start Material

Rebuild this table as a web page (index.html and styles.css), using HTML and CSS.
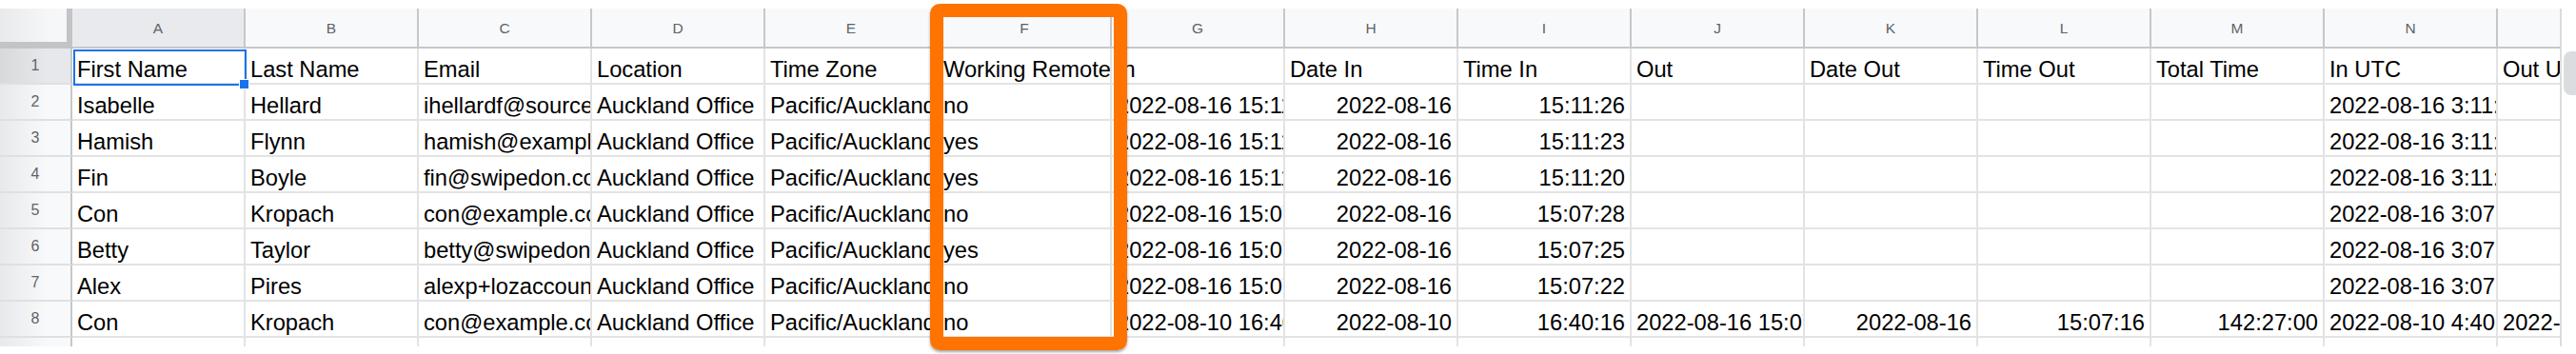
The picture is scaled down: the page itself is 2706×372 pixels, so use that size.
FILE: index.html
```html
<!DOCTYPE html>
<html lang="en">
<head>
<meta charset="utf-8">
<title>Visitor log</title>
<link rel="stylesheet" href="styles.css">
</head>
<body>
<div class="page">
  <div class="grid">
    <div class="row head">
      <div class="corner"></div>
      <div class="colhead sel">A</div>
      <div class="colhead">B</div>
      <div class="colhead">C</div>
      <div class="colhead">D</div>
      <div class="colhead">E</div>
      <div class="colhead">F</div>
      <div class="colhead">G</div>
      <div class="colhead">H</div>
      <div class="colhead">I</div>
      <div class="colhead">J</div>
      <div class="colhead">K</div>
      <div class="colhead">L</div>
      <div class="colhead">M</div>
      <div class="colhead">N</div>
      <div class="colhead">O</div>
    </div>

    <div class="row">
      <div class="rowhead sel">1</div>
      <div class="cell">First Name</div>
      <div class="cell">Last Name</div>
      <div class="cell">Email</div>
      <div class="cell">Location</div>
      <div class="cell">Time Zone</div>
      <div class="cell">Working Remote</div>
      <div class="cell">In</div>
      <div class="cell">Date In</div>
      <div class="cell">Time In</div>
      <div class="cell">Out</div>
      <div class="cell">Date Out</div>
      <div class="cell">Time Out</div>
      <div class="cell">Total Time</div>
      <div class="cell">In UTC</div>
      <div class="cell">Out UTC</div>
    </div>

    <div class="row">
      <div class="rowhead">2</div>
      <div class="cell">Isabelle</div>
      <div class="cell">Hellard</div>
      <div class="cell">ihellardf@sourceforge.net</div>
      <div class="cell">Auckland Office</div>
      <div class="cell">Pacific/Auckland</div>
      <div class="cell">no</div>
      <div class="cell">2022-08-16 15:11:26</div>
      <div class="cell num">2022-08-16</div>
      <div class="cell num">15:11:26</div>
      <div class="cell"></div>
      <div class="cell"></div>
      <div class="cell"></div>
      <div class="cell"></div>
      <div class="cell">2022-08-16 3:11:26</div>
      <div class="cell"></div>
    </div>

    <div class="row">
      <div class="rowhead">3</div>
      <div class="cell">Hamish</div>
      <div class="cell">Flynn</div>
      <div class="cell">hamish@example.com</div>
      <div class="cell">Auckland Office</div>
      <div class="cell">Pacific/Auckland</div>
      <div class="cell">yes</div>
      <div class="cell">2022-08-16 15:11:23</div>
      <div class="cell num">2022-08-16</div>
      <div class="cell num">15:11:23</div>
      <div class="cell"></div>
      <div class="cell"></div>
      <div class="cell"></div>
      <div class="cell"></div>
      <div class="cell">2022-08-16 3:11:23</div>
      <div class="cell"></div>
    </div>

    <div class="row">
      <div class="rowhead">4</div>
      <div class="cell">Fin</div>
      <div class="cell">Boyle</div>
      <div class="cell">fin@swipedon.com</div>
      <div class="cell">Auckland Office</div>
      <div class="cell">Pacific/Auckland</div>
      <div class="cell">yes</div>
      <div class="cell">2022-08-16 15:11:20</div>
      <div class="cell num">2022-08-16</div>
      <div class="cell num">15:11:20</div>
      <div class="cell"></div>
      <div class="cell"></div>
      <div class="cell"></div>
      <div class="cell"></div>
      <div class="cell">2022-08-16 3:11:20</div>
      <div class="cell"></div>
    </div>

    <div class="row">
      <div class="rowhead">5</div>
      <div class="cell">Con</div>
      <div class="cell">Kropach</div>
      <div class="cell">con@example.com</div>
      <div class="cell">Auckland Office</div>
      <div class="cell">Pacific/Auckland</div>
      <div class="cell">no</div>
      <div class="cell">2022-08-16 15:07:28</div>
      <div class="cell num">2022-08-16</div>
      <div class="cell num">15:07:28</div>
      <div class="cell"></div>
      <div class="cell"></div>
      <div class="cell"></div>
      <div class="cell"></div>
      <div class="cell">2022-08-16 3:07</div>
      <div class="cell"></div>
    </div>

    <div class="row">
      <div class="rowhead">6</div>
      <div class="cell">Betty</div>
      <div class="cell">Taylor</div>
      <div class="cell">betty@swipedon.com</div>
      <div class="cell">Auckland Office</div>
      <div class="cell">Pacific/Auckland</div>
      <div class="cell">yes</div>
      <div class="cell">2022-08-16 15:07:25</div>
      <div class="cell num">2022-08-16</div>
      <div class="cell num">15:07:25</div>
      <div class="cell"></div>
      <div class="cell"></div>
      <div class="cell"></div>
      <div class="cell"></div>
      <div class="cell">2022-08-16 3:07</div>
      <div class="cell"></div>
    </div>

    <div class="row">
      <div class="rowhead">7</div>
      <div class="cell">Alex</div>
      <div class="cell">Pires</div>
      <div class="cell">alexp+lozaccount@example.com</div>
      <div class="cell">Auckland Office</div>
      <div class="cell">Pacific/Auckland</div>
      <div class="cell">no</div>
      <div class="cell">2022-08-16 15:07:22</div>
      <div class="cell num">2022-08-16</div>
      <div class="cell num">15:07:22</div>
      <div class="cell"></div>
      <div class="cell"></div>
      <div class="cell"></div>
      <div class="cell"></div>
      <div class="cell">2022-08-16 3:07</div>
      <div class="cell"></div>
    </div>

    <div class="row">
      <div class="rowhead">8</div>
      <div class="cell">Con</div>
      <div class="cell">Kropach</div>
      <div class="cell">con@example.com</div>
      <div class="cell">Auckland Office</div>
      <div class="cell">Pacific/Auckland</div>
      <div class="cell">no</div>
      <div class="cell">2022-08-10 16:40:16</div>
      <div class="cell num">2022-08-10</div>
      <div class="cell num">16:40:16</div>
      <div class="cell">2022-08-16 15:07:16</div>
      <div class="cell num">2022-08-16</div>
      <div class="cell num">15:07:16</div>
      <div class="cell num">142:27:00</div>
      <div class="cell">2022-08-10 4:40</div>
      <div class="cell">2022-08-16 3:07:16</div>
    </div>

    <div class="row">
      <div class="rowhead">9</div>
      <div class="cell"></div>
      <div class="cell"></div>
      <div class="cell"></div>
      <div class="cell"></div>
      <div class="cell"></div>
      <div class="cell"></div>
      <div class="cell"></div>
      <div class="cell"></div>
      <div class="cell"></div>
      <div class="cell"></div>
      <div class="cell"></div>
      <div class="cell"></div>
      <div class="cell"></div>
      <div class="cell"></div>
      <div class="cell"></div>
    </div>
  </div>

  <div class="vscroll"><div class="thumb"></div></div>

  <!-- active cell outline and fill handle -->
  <div class="selection"></div>
  <div class="handle"></div>

  <!-- highlight frame around the Working Remote column -->
  <div class="callout"></div>
</div>
</body>
</html>
```

FILE: styles.css
```css
html, body {
  margin: 0;
  background: #ffffff;
}

body {
  width: 2706px;
  height: 372px;
  overflow: hidden;
  font-family: "Liberation Sans", Arial, sans-serif;
}

.page {
  position: relative;
  display: flex;
  align-items: flex-start;
  padding-top: 9px;
}

/* sheet grid */
.grid {
  width: 2689px;
  height: 355px;
  overflow: hidden;
  border-right: 2px solid #dcdcdc;
  flex: 0 0 auto;
}

.row {
  display: flex;
  height: 38px;
}

.row.head {
  height: 42px;
}

/* top-left corner with freeze bars */
.corner {
  flex: 0 0 76px;
  box-sizing: border-box;
  height: 42px;
  background: linear-gradient(90deg, #e9eaeb, #f6f7f8 55px);
  border-right: 6px solid #c3c4c6;
  border-bottom: 7px solid #c3c4c6;
}

.colhead {
  flex: 0 0 182px;
  box-sizing: border-box;
  height: 42px;
  background: #f8f9fa;
  border-right: 2px solid #c6c7c8;
  border-bottom: 2px solid #c6c7c8;
  display: flex;
  align-items: center;
  justify-content: center;
  font-size: 15.5px;
  color: #5f6368;
  padding-top: 1px;
}

.colhead.sel {
  background: #e8eaed;
}

.rowhead {
  flex: 0 0 76px;
  box-sizing: border-box;
  height: 38px;
  background: linear-gradient(90deg, #e8e9ea, #f8f9fa 50px);
  border-right: 2px solid #c6c7c8;
  border-bottom: 2px solid #dfe0e1;
  display: flex;
  align-items: center;
  justify-content: center;
  font-size: 16px;
  color: #5f6368;
}

.rowhead.sel {
  background: linear-gradient(90deg, #d8d9db, #e6e8eb 50px);
}

.cell {
  flex: 0 0 182px;
  box-sizing: border-box;
  height: 38px;
  border-right: 2px solid #e3e3e3;
  border-bottom: 2px solid #e3e3e3;
  padding: 9px 5px 0 5px;
  font-size: 23.7px;
  line-height: 26px;
  color: #000000;
  white-space: nowrap;
  overflow: hidden;
}

.cell.num {
  text-align: right;
}

/* vertical scrollbar */
.vscroll {
  flex: 0 0 15px;
  height: 355px;
  padding-top: 45px;
  box-sizing: border-box;
}

.thumb {
  margin-left: 2px;
  width: 20px;
  height: 46px;
  background: #dadce0;
  border-radius: 8px;
}

/* active cell */
.selection {
  position: absolute;
  left: 77px;
  top: 52px;
  width: 182px;
  height: 38px;
  box-sizing: border-box;
  border: 2px solid #1a73e8;
}

.handle {
  position: absolute;
  left: 251px;
  top: 83px;
  width: 9px;
  height: 9px;
  background: #1a73e8;
  border: 1px solid #ffffff;
}

/* orange frame */
.callout {
  position: absolute;
  left: 977px;
  top: 4px;
  width: 207px;
  height: 364px;
  box-sizing: border-box;
  border: 14px solid #ff7300;
  border-radius: 10px;
  box-shadow: 0 2px 3px rgba(0, 0, 0, 0.35);
}
```
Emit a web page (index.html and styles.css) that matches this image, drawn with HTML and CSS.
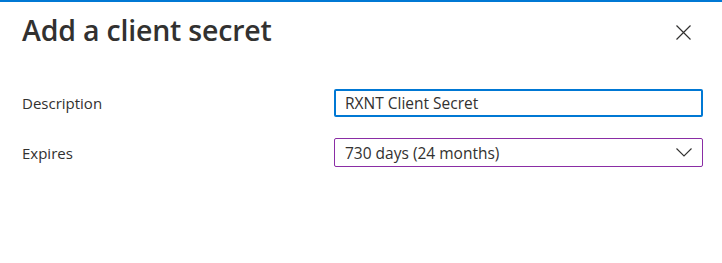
FILE: index.html
```html
<!DOCTYPE html>
<html>
<head>
<meta charset="utf-8">
<link rel="stylesheet" href="styles.css">
</head>
<body>
<div class="panel">
  <div class="header">
    <h1 class="title">Add a client secret</h1>
    <button class="close" aria-label="Close">
      <svg width="15" height="15" viewBox="0 0 15 15"><path d="M0.5 0.5 L14.5 14.5 M14.5 0.5 L0.5 14.5" stroke="#323130" stroke-width="1.2" fill="none"/></svg>
    </button>
  </div>
  <div class="form">
    <div class="row">
      <label class="label">Description</label>
      <div class="input focused">RXNT Client Secret</div>
    </div>
    <div class="row">
      <label class="label">Expires</label>
      <div class="input select">
        <span>730 days (24 months)</span>
        <svg width="16" height="9" viewBox="0 0 16 9"><path d="M0.5 0.5 L8 8 L15.5 0.5" stroke="#323130" stroke-width="1.1" fill="none"/></svg>
      </div>
    </div>
  </div>
</div>
</body>
</html>
```
FILE: styles.css
```css
html, body { margin: 0; padding: 0; background: #fff; }
body { font-family: "Open Sans", "Noto Sans", sans-serif; color: #323130; }
.panel { border-top: 2px solid #0078d4; width: 722px; height: 261px; }
.header { display: flex; align-items: flex-start; justify-content: space-between; padding: 9px 31px 0 22px; }
.title { margin: 0; font-size: 28.5px; line-height: 38px; font-weight: 600; color: #323130; letter-spacing: -0.2px; }
.close { background: none; border: 0; padding: 0; margin-top: 14px; width: 15px; height: 15px; display: flex; }
.form { padding: 40px 19px 0 22px; display: flex; flex-direction: column; gap: 21px; }
.row { display: flex; align-items: center; }
.label { width: 312px; font-size: 15px; color: #323130; }
.input { width: 369px; height: 29px; box-sizing: border-box; border: 1px solid #8a8886; border-radius: 2px; font-size: 15.5px; display: flex; align-items: center; padding: 0 10px; }
.input.focused { border: 2px solid #0078d4; padding-left: 9px; height: 28px; }
.input.select { border-color: #8a2da5; justify-content: space-between; padding-right: 10px; }
```
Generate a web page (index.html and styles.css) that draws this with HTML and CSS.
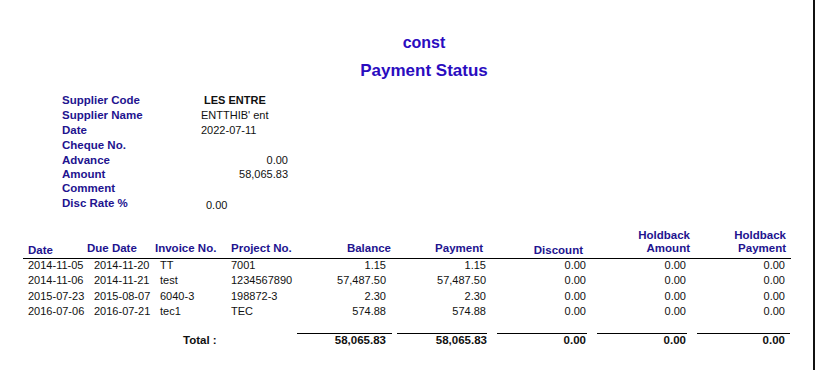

end Material

Find each line in the records holding the string "that" and show it.

The picture is scaled down: the page itself is 2706×372 pixels, so use that size.
Emit a web page (index.html and styles.css) that matches this image, drawn with HTML and CSS.
Generate a web page (index.html and styles.css) that draws this with HTML and CSS.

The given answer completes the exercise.